7M4. What happens to the effective number of parameters, as measured by PSIS or WAIC, as a prior becomes more concentrated? Why? Perform some experiments, if you are not sure.

# Effective number of parameters should reduce, as models become less flexible and more rigid. Regularizing priors constrain a model's flexibility. Since the effective num of parameters measures how flexible the model is, as a prior becomes more concentrated, it redueces the effective num of parameters.

7M5. Provide an informal explanation of why informative priors reduce overfitting.

# Informative priors reduce overfitting because more data is required to shift params from their initial most probable values which means that if a pattern is not frequent in data, it will be hard to move params from the initial state, as data has a small influence.  
#
# One way to prevent a model from getting too excited by the training sample is to give it a skeptical prior. By “skeptical,” it mean a prior that slows the rate of learning from the sample.

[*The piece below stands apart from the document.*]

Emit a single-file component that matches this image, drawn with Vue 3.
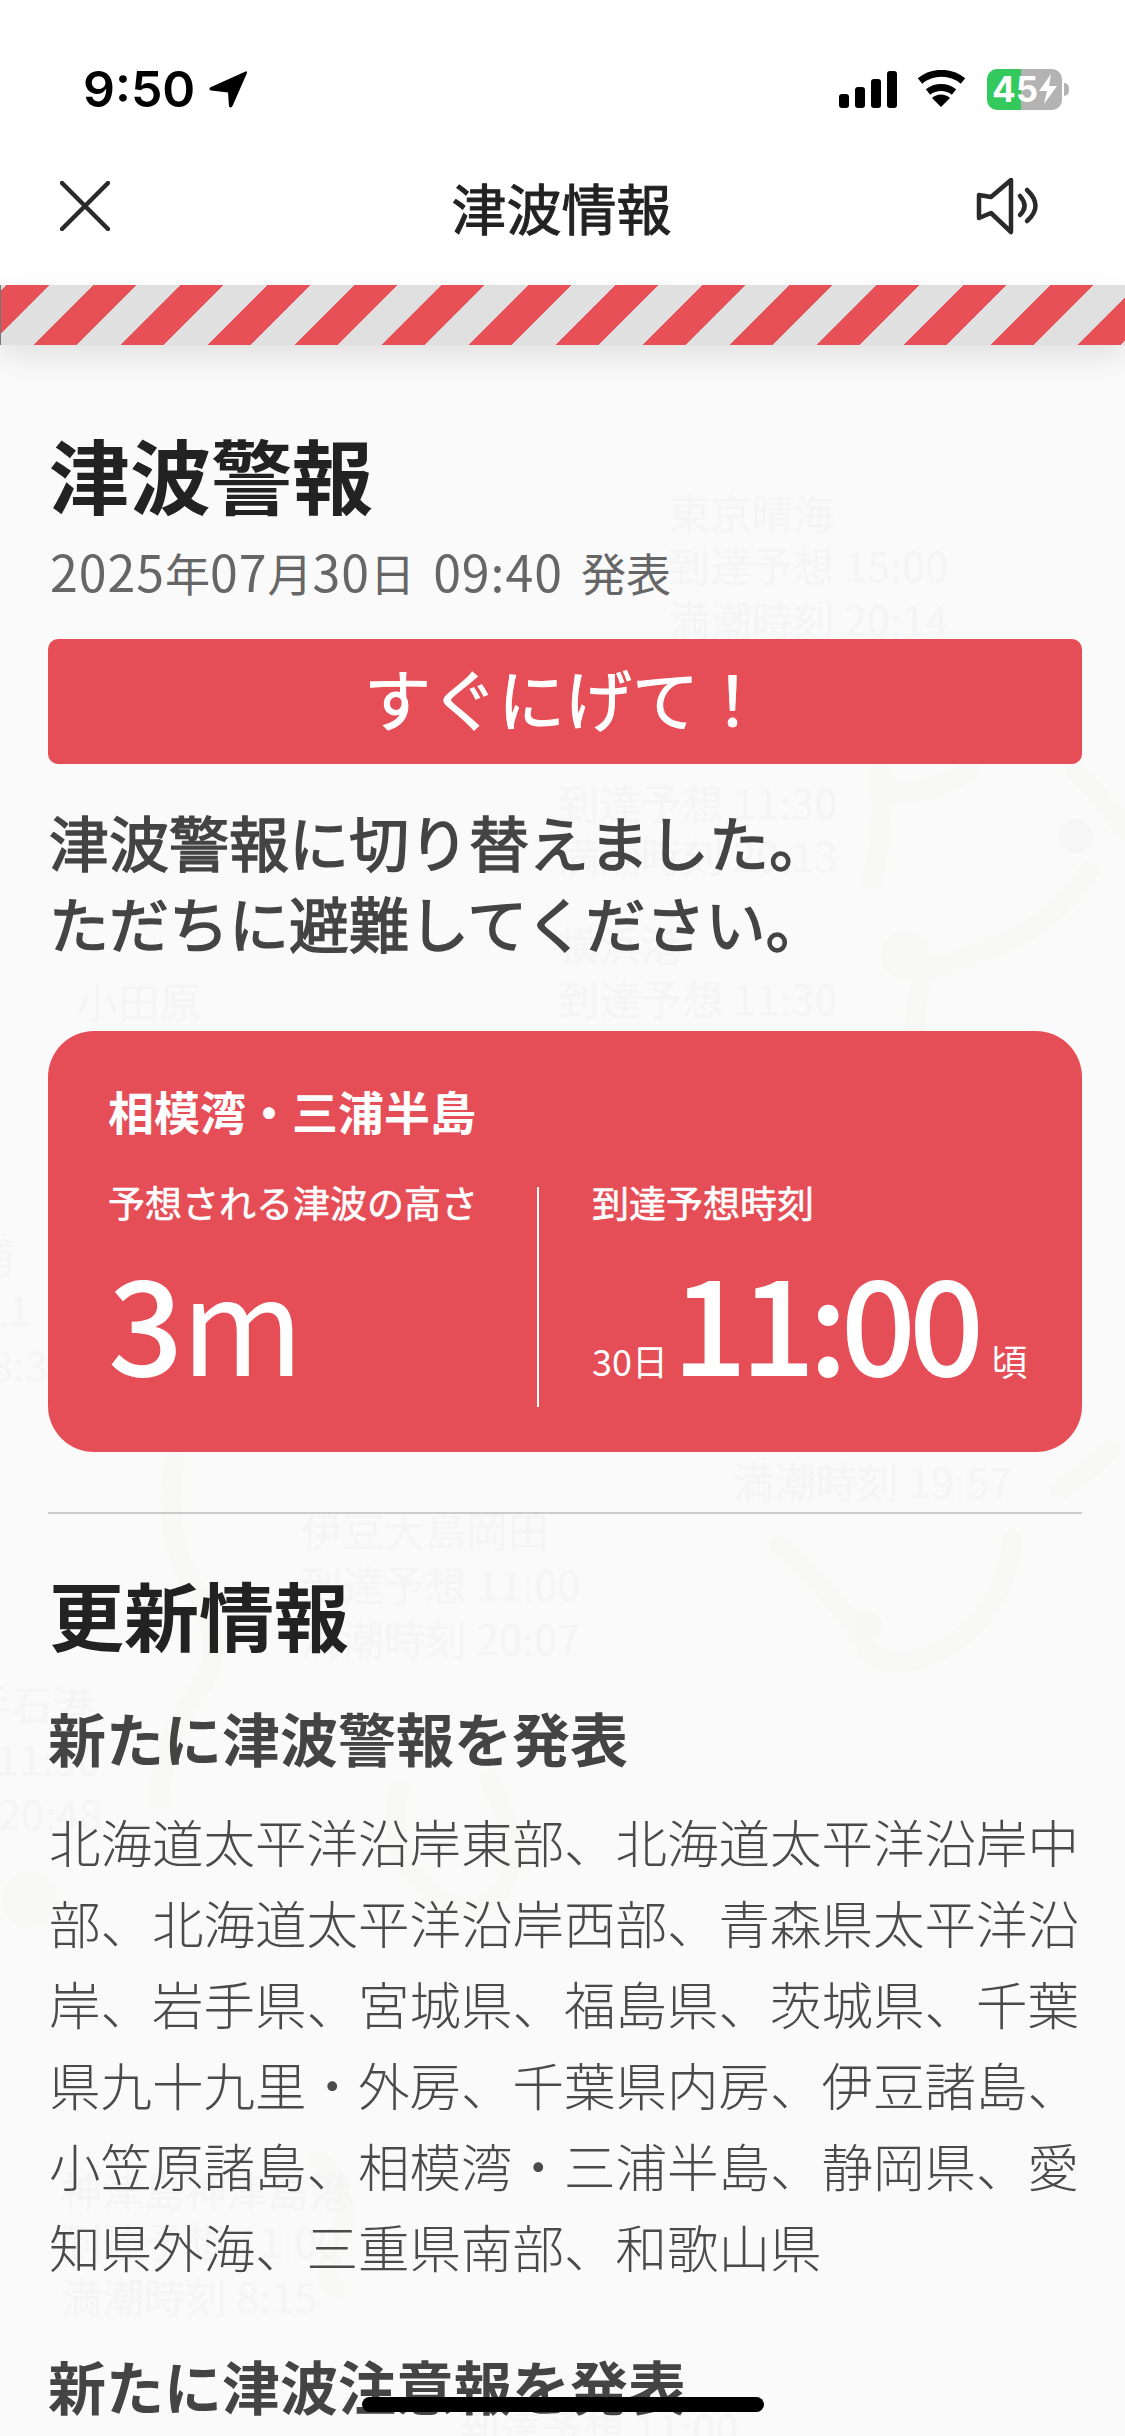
<script setup>
const mapLabels = [
  { text: '東京晴海', x: 669, y: 484 },
  { text: '到達予想 15:00', x: 669, y: 537 },
  { text: '満潮時刻 20:14', x: 669, y: 591 },
  { text: '到達予想 11:30', x: 558, y: 774 },
  { text: '満潮時刻 20:13', x: 558, y: 827 },
  { text: '横浜港', x: 558, y: 916 },
  { text: '到達予想 11:30', x: 558, y: 970 },
  { text: '小田原', x: 77, y: 973 },
  { text: '浦', x: -27, y: 1228 },
  { text: '11', x: -15, y: 1281 },
  { text: '8:30', x: -10, y: 1336 },
  { text: '満潮時刻 19:57', x: 733, y: 1453 },
  { text: '伊豆大島岡田', x: 301, y: 1502 },
  { text: '到達予想 11:00', x: 301, y: 1556 },
  { text: '満潮時刻 20:07', x: 301, y: 1610 },
  { text: '手石港', x: -30, y: 1676 },
  { text: '11:30', x: -4, y: 1730 },
  { text: '20:48', x: -2, y: 1785 },
  { text: '神津島神津島港', x: 61, y: 2162 },
  { text: '到達予想 11:00', x: 61, y: 2213 },
  { text: '満潮時刻 8:15', x: 61, y: 2268 },
  { text: '到達予想 11:00', x: 459, y: 2400 },
]

const bodyText = '北海道太平洋沿岸東部、北海道太平洋沿岸中部、北海道太平洋沿岸西部、青森県太平洋沿岸、岩手県、宮城県、福島県、茨城県、千葉県九十九里・外房、千葉県内房、伊豆諸島、小笠原諸島、相模湾・三浦半島、静岡県、愛知県外海、三重県南部、和歌山県'
</script>

<template>
  <div class="page">
    <div class="map">
      <svg class="coast" width="1125" height="2436" viewBox="0 0 1125 2436" fill="none">
        <g stroke="#f8f8f6" stroke-width="20" stroke-linecap="round" stroke-linejoin="round">
          <path d="M880 775 Q885 830 872 880" />
          <path d="M880 790 Q925 800 970 770" />
          <path d="M1075 770 Q1105 800 1125 830" />
          <path d="M1090 870 Q1050 930 985 950 Q950 965 920 970" />
          <path d="M925 965 Q915 1000 915 1028" />
          <path d="M175 1460 Q160 1530 195 1590 Q225 1640 205 1680 Q160 1740 160 1800" />
          <path d="M400 1790 Q380 1850 440 1900 Q500 1930 515 1850 Q505 1810 490 1780" />
          <path d="M780 1545 Q850 1610 870 1655 Q920 1680 980 1620 Q1010 1580 1012 1540" />
          <path d="M320 2160 Q355 2200 340 2240 Q320 2270 335 2290" />
          <path d="M1060 1490 Q1090 1470 1110 1450" />
        </g>
        <circle cx="1076" cy="836" r="17" fill="#f6f6f6" />
        <circle cx="905" cy="955" r="24" fill="#f8f8f6" />
        <circle cx="868" cy="1625" r="14" fill="#f7f7f5" />
        <circle cx="30" cy="1900" r="28" fill="#f8f8f6" />
      </svg>
      <span
        v-for="label in mapLabels"
        :key="label.text + label.y"
        class="map-label"
        :style="{ left: label.x + 'px', top: label.y + 'px' }"
      >{{ label.text }}</span>
    </div>

    <header class="topbar">
      <div class="status">
        <div class="clock">
          <span>9:50</span>
          <svg class="arrow" width="40" height="38" viewBox="0 0 40 38">
            <path d="M37.5 1.5 L2 17.5 Q0.5 20 3 20.5 L20 22.5 L21 36.5 Q23 38.5 24.5 36 L39 3 Q39 0.5 37.5 1.5 Z" fill="#000" />
          </svg>
        </div>
        <div class="status-right">
          <svg width="58" height="37" viewBox="0 0 58 37" fill="#000">
            <rect x="0" y="23" width="10" height="14" rx="3" />
            <rect x="16" y="16" width="10" height="21" rx="3" />
            <rect x="32" y="8" width="10" height="29" rx="3" />
            <rect x="48" y="0" width="10" height="37" rx="3" />
          </svg>
          <svg width="52" height="38" viewBox="917 70 52 38" fill="none">
            <path d="M921 81 A34 34 0 0 1 964 81" stroke="#000" stroke-width="7" />
            <path d="M929 92 A21 21 0 0 1 955 92" stroke="#000" stroke-width="7" />
            <path d="M942 107 L933 98 A13 13 0 0 1 951 98 Z" fill="#000" />
          </svg>
          <div class="battery">
            <div class="battery-body">
              <span>45</span>
              <svg width="18" height="30" viewBox="0 0 18 30">
                <path d="M12 0 L0 17 L8 17 L5 30 L18 12 L10 12 Z" fill="#fff" />
              </svg>
            </div>
            <div class="battery-nub"></div>
          </div>
        </div>
      </div>
      <nav class="nav">
        <svg class="close" width="50" height="50" viewBox="0 0 50 50">
          <path d="M2 2 L48 48 M48 2 L2 48" stroke="#2a2a2a" stroke-width="4.5" stroke-linecap="round" />
        </svg>
        <div class="nav-title">津波情報</div>
        <svg class="speaker" width="62" height="58" viewBox="977 179 62 58" fill="none" stroke="#2a2a2a" stroke-width="4.5" stroke-linecap="round" stroke-linejoin="round">
          <path d="M1012 182 L992 199 L980 197 L980 220 L992 215 L1012 234 Z" />
          <path d="M1021 198 Q1030 208 1021 217" />
          <path d="M1028 192 Q1045 208 1028 223" />
        </svg>
      </nav>
    </header>
    <div class="stripe"></div>

    <main class="content">
      <h1 class="title">津波警報</h1>
      <p class="date"><span class="num">2025</span>年<span class="num">07</span>月<span class="num">30</span>日 <span class="num">09:40</span> 発表</p>
      <div class="escape">すぐにげて！</div>
      <p class="lead">津波警報に切り替えました。<br>ただちに避難してください。</p>

      <section class="card">
        <div class="card-area">相模湾・三浦半島</div>
        <div class="card-cols">
          <div class="col col-height">
            <div class="col-label">予想される津波の高さ</div>
            <div class="col-value height-value">3<span class="unit">m</span></div>
          </div>
          <div class="col col-time">
            <div class="col-label">到達予想時刻</div>
            <div class="col-value time-value">
              <span class="small">30日</span>
              <span class="time">11:00</span>
              <span class="small">頃</span>
            </div>
          </div>
        </div>
      </section>

      <hr class="rule">

      <h2 class="updates">更新情報</h2>
      <h3 class="sub">新たに津波警報を発表</h3>
      <p class="body">{{ bodyText }}</p>
      <h3 class="sub sub-next">新たに津波注意報を発表</h3>
    </main>

    <div class="home-bar"></div>
  </div>
</template>

<style>
html,
body {
  margin: 0;
  background: #fafafa;
}
</style>

<style scoped>
.page {
  position: relative;
  width: 1125px;
  height: 2436px;
  overflow: hidden;
  background: #fafafa;
  font-family: "Noto Sans CJK JP", "Noto Sans", sans-serif;
  color: #222;
}

.map {
  position: absolute;
  inset: 0;
}

.coast {
  position: absolute;
  left: 0;
  top: 0;
}

.map-label {
  position: absolute;
  font-size: 41px;
  line-height: 54px;
  letter-spacing: 0.4px;
  color: #f5f5f5;
  white-space: nowrap;
}

.topbar {
  position: relative;
  z-index: 2;
  height: 285px;
  background: #fff;
}

.status {
  display: flex;
  justify-content: space-between;
  align-items: center;
  height: 50px;
  padding: 64px 56px 0 83px;
}

.clock {
  display: flex;
  align-items: center;
  gap: 13px;
  font-family: Inter, "Liberation Sans", sans-serif;
  font-size: 50px;
  font-weight: 600;
  color: #000;
}

.status-right {
  display: flex;
  align-items: center;
  gap: 19px;
}

.battery {
  display: flex;
  align-items: center;
  gap: 2px;
}

.battery-body {
  display: flex;
  align-items: center;
  justify-content: center;
  gap: 1px;
  width: 75px;
  height: 41px;
  border-radius: 10px;
  background: linear-gradient(90deg, #34c95c 0 34px, #b3b3b3 34px);
  font-family: Inter, "Liberation Sans", sans-serif;
  font-size: 35px;
  font-weight: 700;
  color: #fff;
}

.battery-nub {
  width: 5px;
  height: 13px;
  border-radius: 0 5px 5px 0;
  background: #b3b3b3;
}

.nav {
  display: grid;
  grid-template-columns: 1fr auto 1fr;
  align-items: center;
  height: 100px;
  margin-top: 42px;
  padding: 0 62px 0 60px;
}

.nav-title {
  font-size: 55px;
  font-weight: 400;
  line-height: 100px;
  color: #222;
  -webkit-text-stroke: 1px #222;
}

.speaker {
  justify-self: end;
  margin-right: 25px;
}

.stripe {
  position: relative;
  z-index: 2;
  height: 60px;
  box-sizing: border-box;
  border-left: 1px solid #777;
  background: repeating-linear-gradient(135deg, #e0e0e0 0 4.2px, #e85058 4.2px 34.3px, #e0e0e0 34.3px 61.5px);
  box-shadow: 0 12px 30px rgba(0, 0, 0, 0.1);
}

.content {
  position: relative;
  z-index: 1;
  padding: 83px 43px 0 48px;
}

.title {
  margin: 0 0 25px 1px;
  font-size: 81px;
  font-weight: 700;
  line-height: 90px;
}

.date {
  margin: 0 0 36px 2px;
  font-size: 45px;
  line-height: 60px;
  word-spacing: 8px;
  color: #666;
}

.num {
  font-size: 50px;
  line-height: 1;
  letter-spacing: 1px;
}

.escape {
  height: 125px;
  border-radius: 10px;
  background: #e64e57;
  font-size: 67px;
  font-weight: 400;
  line-height: 116px;
  text-align: center;
  color: #fff;
  -webkit-text-stroke: 1px #fff;
}

.lead {
  margin: 36px 0 69px 1px;
  font-size: 60px;
  font-weight: 400;
  line-height: 81px;
  color: #444;
  -webkit-text-stroke: 1.5px #444;
}

.card {
  box-sizing: border-box;
  height: 421px;
  padding: 49px 60px 0;
  border-radius: 46px;
  background: #e64e57;
  color: #fff;
}

.card-area {
  font-size: 46px;
  font-weight: 700;
  line-height: 60px;
}

.card-cols {
  display: grid;
  grid-template-columns: 429px 1fr;
  height: 220px;
  margin-top: 47px;
}

.col-time {
  padding-left: 53px;
  border-left: 2px solid #fff;
}

.col-label {
  margin-top: -3px;
  font-size: 37px;
  font-weight: 400;
  line-height: 37px;
  -webkit-text-stroke: 0.6px #fff;
}

.col-value {
  display: flex;
  align-items: baseline;
  margin-top: 32px;
  font-size: 132px;
  font-weight: 500;
  line-height: 132px;
}

.unit {
  margin-left: -2px;
  font-weight: 400;
}

.time {
  margin: 0 14px 0 4px;
  letter-spacing: -7px;
}

.small {
  flex: none;
  font-size: 36px;
  font-weight: 400;
  line-height: 36px;
  white-space: nowrap;
}

.rule {
  height: 2px;
  margin: 60px 0 55px;
  border: 0;
  background: #ccc;
}

.updates {
  margin: 0 0 43px 1px;
  font-size: 75px;
  font-weight: 700;
  line-height: 90px;
}

.sub {
  margin: 0;
  font-size: 58px;
  font-weight: 700;
  line-height: 70px;
  color: #444;
}

.body {
  margin: 28px 0 0 1px;
  font-size: 51.5px;
  font-weight: 300;
  line-height: 81px;
  color: #4a4a4a;
}

.sub-next {
  margin-top: 64px;
}

.home-bar {
  position: absolute;
  z-index: 3;
  left: 362px;
  top: 2397px;
  width: 402px;
  height: 15px;
  border-radius: 8px;
  background: #000;
}
</style>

The most common skeptical prior is a regularizing prior, which is applied to a beta-coefficient, a “slope” in a linear model. Such a prior, when tuned properly, reduces overfitting while still allowing the model to learn the regular features of a sample. If the prior is too skeptical, however, then regular features will be missed, resulting in underfitting. So the problem is really one of tuning. But as you’ll see, even mild skepticism can help a model do better, and doing better is all we can really hope for in the large world, where no model nor prior is optimal

7M6. Provide an informal explanation of why overly informative priors result in underfitting.

# Overly informative priors result in underfitting because effective number of parameters reduces and model have less freedom to fit the data. If regularisation is too strong fitting requires more and more data, and model underfits on the small samples.A model becomes overconfident in parameters values and it's hard to move it from that point. It requires more evidence/data for even tiny changes of parameters.